Más allá de las connotaciones de esta represión inaudita, que inclusive fue usada grotescamente por la oposición, esta protesta dejó entrever la gama de matices que rodean al trabajo infantil. Por ejemplo, Henry Apaza, de 13 años, que vende cigarrillos en El Alto desde los siete años le explicó al propio presidente Evo Morales sus objeciones: “No pueden dejar sin trabajo a quienes por las circunstancias de la vida tenemos que trabajar. Le hemos dicho que hay chicos y chicas de cinco años que venden chicles y dulces al lado de sus madres o de sus hermanos”. Estos niños pusieron en entredicho la parálisis reflexiva de un Estado cuya visión se reduce a la fórmula esquemática de que el “niño en vez de trabajar debe estudiar y jugar”, y que no ve los entretelones de este asunto, pese a que en una sociedad tan compleja como la boliviana (signada por la pobreza, el abandono y/o la crisis familiar),  el trabajo infantil es una de sus derivaciones.

Obviamente todos queremos que nuestros niños se dediquen a jugar y estudiar. Sin embargo, soslayar aquel contexto que los impulsa  a trabajar es como intentar tapar el sol con un dedo. Es muy difícil ser niño en esas circunstancias, según los cánones convencionales. De allí que no solo la preocupación, sino también la lucidez de los niños trabajadores sean la punta del iceberg. Aunque, como el propio presidente Morales afirmó, “el trabajo de los niños y jóvenes no puede eliminarse, pero eso no quiere decir que se vaya a permitir la explotación laboral”. En rigor, hay casos extremos como la minería o la zafra, donde los niños trabajan en situaciones extremadamente precarias de explotación.
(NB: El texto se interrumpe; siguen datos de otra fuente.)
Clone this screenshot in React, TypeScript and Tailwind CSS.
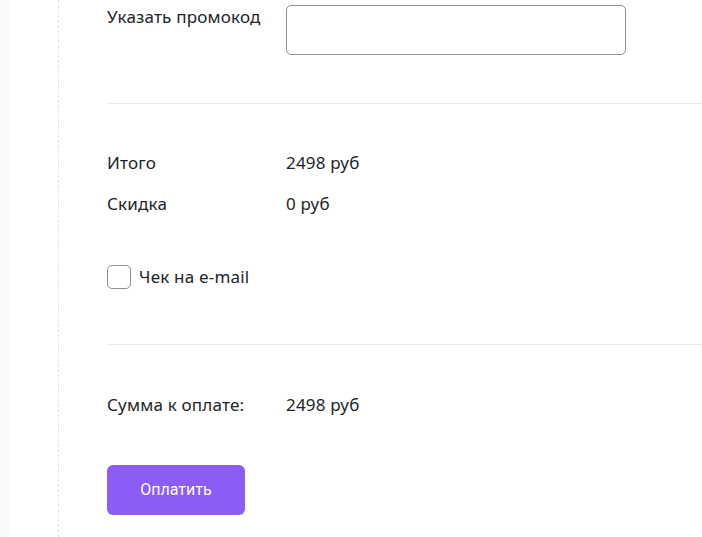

El trabajo infantil en Bolivia deviene de diferentes aristas perversas para que un buffet de “doctorcitos” y de legisladores traten de resolver solos este enmarañado asunto. Mientras tanto, los niños trabajadores, a través de su movilización, pusieron en la agenda informativa una asignatura que por sus variadas implicancias necesita de una gran sensibilidad de los legisladores y de los gobernantes, tanto del oficialismo como de la oposición, quienes se mostraron incapaces de entrever la complejidad de este asunto. La protesta también puso entredicho el poco tino de la Policía, que una vez más, como ocurrió en el curso de la movilización a favor del TIPNIS, develaron la carencia de una actitud inteligente para resolver conflictos sociales, ya que asumen el sendero más fácil y más peligroso: la represión.

La gran disyuntiva del trabajo infantil, por lo tanto, no admite ni la apología ni  el rechazo, sino todo lo contrario. Es decir, concebir el trabajo infantil en su génesis y en sus secuelas, precisamente allí donde se necesita mucha inteligencia, pero, sobre todo, mucha sensibilidad para descifrar esa disyuntiva hamletiana: ¿Ser o no ser niño trabajador?